Chinese trade surplus jumps to $31.7bn

Posted on July 10, 2012

Chinese export and import growth both slowed in June, showing that the world’s second-largest economy faces strong headwinds.

Exports rose 11.3 per cent from a year earlier, down from May’s 15.3 per cent pace. Imports increased 6.3 per cent from a year earlier, half of May’s 12.7 per cent and well below expectations.

    With imports so weak, China was able to pull in a trade surplus of $31.7bn, nearly double May’s total and the country’s biggest in more than three years. The trade numbers followed inflation data that underscored the downturn in the Chinese economy.

    Lu Ting, an economist with Bank of America Merrill Lynch, noted that exports were at least holding up far better than they did in late 2008, when global financial turmoil led to a sharp plunge in trade.

    “That’s why we believe there is no need for panic and there will be huge stimulus,” he said.

    Nevertheless, Mr Lu forecast that export growth was likely to dip below 8 per cent in the second half, below the growth rates of 20-30 per cent seen in recent years, depriving the economy of one important source of strength.

    “We thus expect the government to introduce more policy easing measures to offset the slowdown in export growth,” he added.

    The Chinese central bank last week cut interest rates, its second time in less than a month. The government has also started to accelerate approvals for new investment projects and Wen Jiabao, the premier, vowed at the weekend that the government would take additional policy actions to shore up growth.

    If Beijing will be pleased to see that exports have not collapsed, other nations, especially producers of commodities, will fret about the weakness in Chinese imports.

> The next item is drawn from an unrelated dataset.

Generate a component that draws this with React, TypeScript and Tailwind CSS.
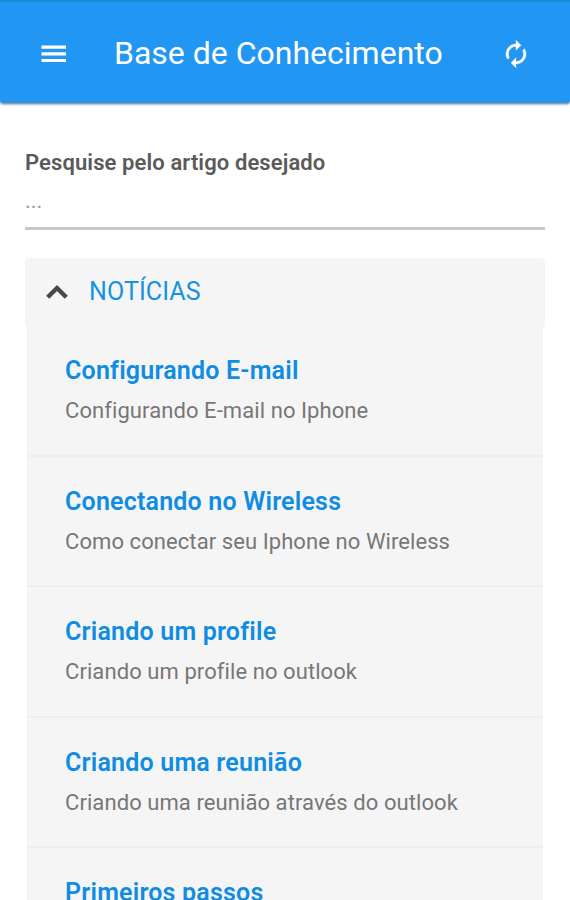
const articles = [
  { title: "Configurando E-mail", text: "Configurando E-mail no Iphone" },
  { title: "Conectando no Wireless", text: "Como conectar seu Iphone no Wireless" },
  { title: "Criando um profile", text: "Criando um profile no outlook" },
  { title: "Criando uma reunião", text: "Criando uma reunião através do outlook" },
  { title: "Primeiros passos", text: "" },
];

function Header() {
  return (
    <header className="flex h-[103px] shrink-0 items-center rounded-b-[3px] border-t-2 border-[#168bd8] bg-[#2196f3] pt-0.5 pr-[38px] pl-[38px] text-white shadow-[0_1px_3px_rgba(0,0,0,0.6)]">
      <svg className="size-8 shrink-0" viewBox="0 0 32 32" fill="currentColor">
        <path d="M3.5 7.5h24.5v3.2H3.5zM3.5 14.2h24.5v3.2H3.5zM3.5 20.9h24.5v3.2H3.5z" />
      </svg>
      <h1 className="mb-0.5 ml-11 flex-1 text-[32px] leading-10 whitespace-nowrap">Base de Conhecimento</h1>
      <svg className="size-8 shrink-0" viewBox="0 0 24 24" fill="currentColor" stroke="currentColor" strokeWidth="0.3">
        <g transform="translate(12 12) scale(0.94) translate(-12 -12)">
          <path d="M12 6v3l4-4-4-4v3c-4.42 0-8 3.58-8 8 0 1.57.46 3.03 1.24 4.26L6.7 14.8c-.45-.83-.7-1.79-.7-2.8 0-3.31 2.69-6 6-6zm6.76 1.74L17.3 9.2c.44.84.7 1.79.7 2.8 0 3.31-2.69 6-6 6v-3l-4 4 4 4v-3c4.42 0 8-3.58 8-8 0-1.57-.46-3.03-1.24-4.26z" />
        </g>
      </svg>
    </header>
  );
}

export default function App() {
  return (
    <div className="flex h-[900px] w-[570px] flex-col overflow-hidden bg-white font-['Roboto',sans-serif]">
      <Header />
      <main className="px-[25px] pt-[45px]">
        <label className="block text-[22px] leading-[30px] font-semibold tracking-[0.1px] text-[#5a5a5a]">Pesquise pelo artigo desejado</label>
        <div className="h-[52px] border-b-[3px] border-[#c8c8c8] pt-[9px] text-[22px] leading-[28px] text-[#999]">...</div>
        <section className="mt-[28px]">
          <div className="flex h-[68px] items-center rounded-t bg-[#f5f5f5] pl-4">
            <svg className="size-8" viewBox="0 0 32 32" fill="none" stroke="#484848" strokeWidth="4.4">
              <path d="M6.7 21.3L16 12l9.3 9.3" />
            </svg>
            <h2 className="ml-4 text-[25px] leading-8 tracking-[0.1px] text-[#1593e0]">NOTÍCIAS</h2>
          </div>
          <ul className="mx-[2px] bg-[#f5f5f5]">
            {articles.map((a) => (
              <li key={a.title} className="h-[130.5px] border-b-2 border-[#eeeeee] pt-[29px] pl-[38px] whitespace-nowrap">
                <h3 className="text-[25px] leading-8 font-semibold tracking-[0.2px] text-[#108ce2]">{a.title}</h3>
                {a.text && <p className="mt-2 text-[22px] leading-8 tracking-[0.08px] text-[#777]">{a.text}</p>}
              </li>
            ))}
          </ul>
        </section>
      </main>
    </div>
  );
}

    Zheng Yuesheng, head of the statistics department of the Chinese customs administration, said that falling commodity prices reduced the overall value of China’s imports, but that the main explanation for the sluggish imports was domestic.

    “Our economy is independently slowing and domestic demand is weakening. This is suppressing imports,” he said at a news conference.

    Dariusz Kowalczyk, economist with Crédit Agricole CIB, said that imports of oil, steel and copper scrap all fell in volume terms.

    “This confirms the slowdown of investment, and bodes very poorly for global prices of oil and steel,” he said. “However, as stimulus revives capital spending, we expect a recovery of such imports in the second half.”